-- YOUR OBJECTIVE --
Exactly as written, set down the lines from the top of the entries through the line bearing "mt-[22px] h-px bg-gradient-to-r", with every picture left out.

'''

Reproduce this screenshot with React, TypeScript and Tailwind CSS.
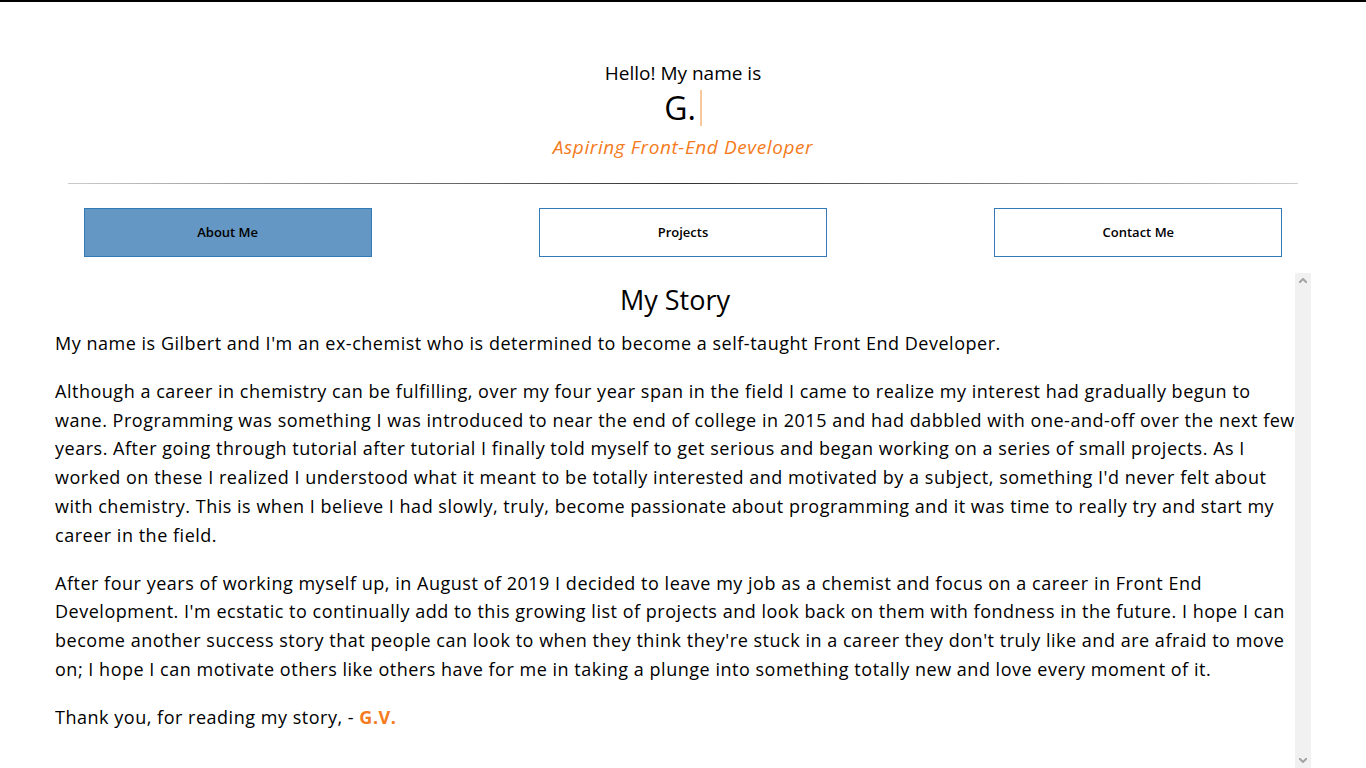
import React from 'react';

const font = { fontFamily: "'Open Sans', 'Noto Sans', sans-serif" };

function NavButton({ label, active }: { label: string; active?: boolean }) {
  return (
    <div className="flex justify-center">
      <button
        className={
          'h-[49px] w-[288px] border border-[#337ab7] text-[13px] font-semibold text-black ' +
          (active ? 'bg-[#6497c3]' : 'bg-white')
        }
      >
        {label}
      </button>
    </div>
  );
}

function ScrollTrack() {
  return (
    <div className="flex w-[16px] shrink-0 flex-col items-center justify-between bg-[#f1f1f1] py-[5px]">
      <svg width="8" height="5" viewBox="0 0 8 5">
        <path d="M0 5 L4 1 L8 5" fill="none" stroke="#a3a3a3" strokeWidth="2" />
      </svg>
      <svg width="8" height="5" viewBox="0 0 8 5">
        <path d="M0 0 L4 4 L8 0" fill="none" stroke="#a3a3a3" strokeWidth="2" />
      </svg>
    </div>
  );
}

export default function App() {
  return (
    <div className="h-[768px] overflow-hidden border-t-2 border-black bg-white text-black" style={font}>
      <header className="flex flex-col items-center pt-[57px]">
        <p className="text-[19px] leading-[28px]">Hello! My name is</p>
        <div className="mt-[2px] flex h-[38px] items-center">
          <span className="text-[32px] leading-[36px]">G.</span>
          <span className="ml-[4px] h-[36px] w-[2px] bg-[#f8c99a]" />
        </div>
        <p className="mt-[6px] text-[19px] italic leading-[28px] tracking-[0.6px] text-[#f47b20]">
          Aspiring Front-End Developer
        </p>
      </header>

      <div className="mx-[68px] mt-[22px] h-px bg-gradient-to-r from-[#cccccc] via-[#333333] to-[#cccccc]" />

      <nav className="mt-[24px] grid grid-cols-3">
        <NavButton label="About Me" active />
        <NavButton label="Projects" />
        <NavButton label="Contact Me" />
      </nav>

      <div className="mx-auto mt-[16px] flex h-[495px] w-[1256px]">
        <main className="flex-1 overflow-hidden text-[18px] leading-[28.8px] tracking-[0.52px]">
          <h2 className="mt-[11px] text-center text-[27px] leading-[32px] tracking-normal">My Story</h2>
          <p className="mt-[13px]">
            My name is Gilbert and I'm an ex-chemist who is determined to become a self-taught Front End Developer.
          </p>
          <p className="mt-[19px]">
            Although a career in chemistry can be fulfilling, over my four year span in the field I came to realize my
            interest had gradually begun to wane. Programming was something I was introduced to near the end of college
            in 2015 and had dabbled with one-and-off over the next few years. After going through tutorial after
            tutorial I finally told myself to get serious and began working on a series of small projects. As I worked
            on these I realized I understood what it meant to be totally interested and motivated by a subject,
            something I'd never felt about with chemistry. This is when I believe I had slowly, truly, become passionate
            about programming and it was time to really try and start my career in the field.
          </p>
          <p className="mt-[19px]">
            After four years of working myself up, in August of 2019 I decided to leave my job as a chemist and focus on
            a career in Front End Development. I'm ecstatic to continually add to this growing list of projects and look
            back on them with fondness in the future. I hope I can become another success story that people can look to
            when they think they're stuck in a career they don't truly like and are afraid to move on; I hope I can
            motivate others like others have for me in taking a plunge into something totally new and love every moment
            of it.
          </p>
          <p className="mt-[19px]">
            Thank you, for reading my story, - <span className="font-bold text-[#f47b20]">G.V.</span>
          </p>
        </main>
        <ScrollTrack />
      </div>
    </div>
  );
}
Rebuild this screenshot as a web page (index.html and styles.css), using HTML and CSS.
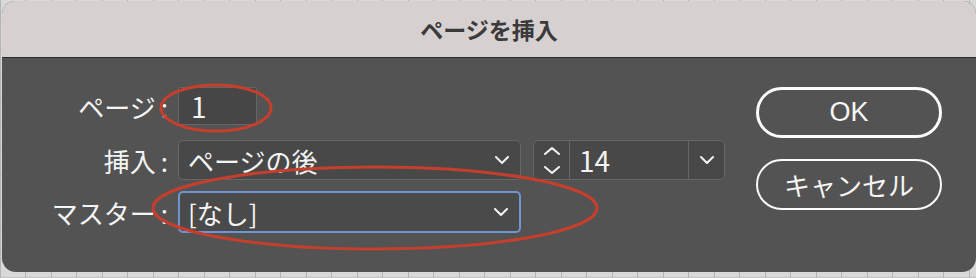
FILE: index.html
```html
<!DOCTYPE html>
<html lang="ja">

<head>
  <meta charset="UTF-8" />
  <title>ページを挿入</title>
  <link rel="stylesheet" href="styles.css">
</head>

<body>

  <div class="dialog">
    <div class="titlebar">ページを挿入</div>

    <div class="content">
      <div class="form">
        <div class="row">
          <label class="lbl">ページ<span class="colon">:</span></label>
          <div class="field page-num">1</div>
        </div>

        <div class="row row-insert">
          <label class="lbl">挿入<span class="colon">:</span></label>
          <div class="select">
            <span>ページの後</span>
            <svg class="chev" width="14" height="8" viewBox="0 0 14 8"><polyline points="1,1 7,7 13,1" /></svg>
          </div>
          <div class="combo">
            <div class="stepper">
              <svg width="16" height="8" viewBox="0 0 16 8"><polyline points="1,7 8,1 15,7" /></svg>
              <svg width="16" height="8" viewBox="0 0 16 8"><polyline points="1,1 8,7 15,1" /></svg>
            </div>
            <div class="combo-value">14</div>
            <div class="combo-btn">
              <svg class="chev" width="14" height="8" viewBox="0 0 14 8"><polyline points="1,1 7,7 13,1" /></svg>
            </div>
          </div>
        </div>

        <div class="row row-master">
          <label class="lbl">マスター<span class="colon">:</span></label>
          <div class="select focused">
            <span>[なし]</span>
            <svg class="chev" width="14" height="8" viewBox="0 0 14 8"><polyline points="1,1 7,7 13,1" /></svg>
          </div>
        </div>
      </div>

      <div class="buttons">
        <button class="btn btn-default">OK</button>
        <button class="btn">キャンセル</button>
      </div>
    </div>
  </div>

  <!-- red marks drawn over the screenshot -->
  <svg class="marks" width="976" height="278" viewBox="0 0 976 278">
    <ellipse cx="216" cy="108" rx="55" ry="23" />
    <ellipse cx="375" cy="208" rx="222" ry="41" />
  </svg>

</body>
</html>
```

FILE: styles.css
```css
body {
  margin: 0;
  width: 976px;
  height: 278px;
  overflow: hidden;
  position: relative;
  font-family: "Noto Sans CJK JP", "Noto Sans", sans-serif;
  background-color: #d9d9d9;
  background-image:
    repeating-linear-gradient(90deg, #b4b4b4 0 1px, transparent 1px 25.5px),
    repeating-linear-gradient(0deg, #c4c4c4 0 1px, transparent 1px 25.5px);
}

.dialog {
  margin: 1px 0 0 2px;
  width: 974px;
  height: 271px;
  background: #535353;
  border-radius: 13px 13px 14px 14px;
  overflow: hidden;
  display: flex;
  flex-direction: column;
}

.titlebar {
  height: 56px;
  background: #d7d0d1;
  border-bottom: 1px solid #2e2e2e;
  color: #3a3a3a;
  font-size: 23px;
  font-weight: bold;
  display: flex;
  align-items: center;
  justify-content: center;
}

.content {
  display: flex;
  justify-content: space-between;
  padding: 29px 34px 0 0;
}

.row {
  display: flex;
  align-items: center;
}

.row-insert {
  margin-top: 15px;
}

.row-master {
  margin-top: 11px;
}

.lbl {
  width: 166px;
  margin-right: 10px;
  text-align: right;
  color: #f4f4f4;
  font-size: 26px;
}

.colon {
  display: inline-block;
  margin-left: 5px;
}

.field {
  box-sizing: border-box;
  height: 38px;
  background: #464646;
  border: 1px solid #666;
  border-radius: 2px;
  color: #f4f4f4;
  font-family: "Noto Sans CJK JP", "Noto Sans", sans-serif;
  font-size: 28px;
  display: flex;
  align-items: center;
}

.page-num {
  width: 79px;
  padding-left: 12px;
}

.select {
  box-sizing: border-box;
  width: 343px;
  height: 40px;
  background: #484848;
  border: 1px solid #676767;
  border-radius: 5px;
  padding: 0 11px 0 9px;
  color: #f4f4f4;
  font-size: 26px;
  display: flex;
  align-items: center;
  justify-content: space-between;
}

.select.focused {
  height: 42px;
  border: 2px solid #7195d3;
  padding-left: 8px;
  background: #4a4a4a;
}

svg polyline {
  fill: none;
  stroke: #f4f4f4;
  stroke-width: 2;
  stroke-linecap: round;
  stroke-linejoin: round;
}

.combo {
  box-sizing: border-box;
  margin-left: 12px;
  width: 192px;
  height: 40px;
  border: 1px solid #676767;
  border-radius: 5px;
  background: #484848;
  display: flex;
  overflow: hidden;
}

.stepper {
  width: 35px;
  border-right: 1px solid #676767;
  display: flex;
  flex-direction: column;
  align-items: center;
  justify-content: center;
  gap: 11px;
}

.combo-value {
  flex: 1;
  padding-left: 9px;
  color: #f4f4f4;
  font-size: 28px;
  display: flex;
  align-items: center;
}

.combo-btn {
  width: 35px;
  border-left: 1px solid #676767;
  display: flex;
  align-items: center;
  justify-content: center;
}

.buttons {
  display: flex;
  flex-direction: column;
  gap: 21px;
}

.btn {
  box-sizing: border-box;
  width: 186px;
  height: 51px;
  border: 2px solid #fafafa;
  border-radius: 26px;
  background: transparent;
  color: #f6f6f6;
  font-family: "Noto Sans CJK JP", "Noto Sans", sans-serif;
  font-size: 26px;
  padding: 0;
}

.btn-default {
  border-width: 3px;
  font-family: "Liberation Sans", "Noto Sans", sans-serif;
  font-size: 27px;
}

.marks {
  position: absolute;
  left: 0;
  top: 0;
  pointer-events: none;
}

.marks ellipse {
  fill: none;
  stroke: #c63f2d;
  stroke-width: 3;
}
```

'''

-- PROBLEM SOLUTION --
Reproduce this screenshot with React, TypeScript and Tailwind CSS.
import React from 'react';

const font = { fontFamily: "'Open Sans', 'Noto Sans', sans-serif" };

function NavButton({ label, active }: { label: string; active?: boolean }) {
  return (
    <div className="flex justify-center">
      <button
        className={
          'h-[49px] w-[288px] border border-[#337ab7] text-[13px] font-semibold text-black ' +
          (active ? 'bg-[#6497c3]' : 'bg-white')
        }
      >
        {label}
      </button>
    </div>
  );
}

function ScrollTrack() {
  return (
    <div className="flex w-[16px] shrink-0 flex-col items-center justify-between bg-[#f1f1f1] py-[5px]">
      <svg width="8" height="5" viewBox="0 0 8 5">
        <path d="M0 5 L4 1 L8 5" fill="none" stroke="#a3a3a3" strokeWidth="2" />
      </svg>
      <svg width="8" height="5" viewBox="0 0 8 5">
        <path d="M0 0 L4 4 L8 0" fill="none" stroke="#a3a3a3" strokeWidth="2" />
      </svg>
    </div>
  );
}

export default function App() {
  return (
    <div className="h-[768px] overflow-hidden border-t-2 border-black bg-white text-black" style={font}>
      <header className="flex flex-col items-center pt-[57px]">
        <p className="text-[19px] leading-[28px]">Hello! My name is</p>
        <div className="mt-[2px] flex h-[38px] items-center">
          <span className="text-[32px] leading-[36px]">G.</span>
          <span className="ml-[4px] h-[36px] w-[2px] bg-[#f8c99a]" />
        </div>
        <p className="mt-[6px] text-[19px] italic leading-[28px] tracking-[0.6px] text-[#f47b20]">
          Aspiring Front-End Developer
        </p>
      </header>

      <div className="mx-[68px] mt-[22px] h-px bg-gradient-to-r from-[#cccccc] via-[#333333] to-[#cccccc]" />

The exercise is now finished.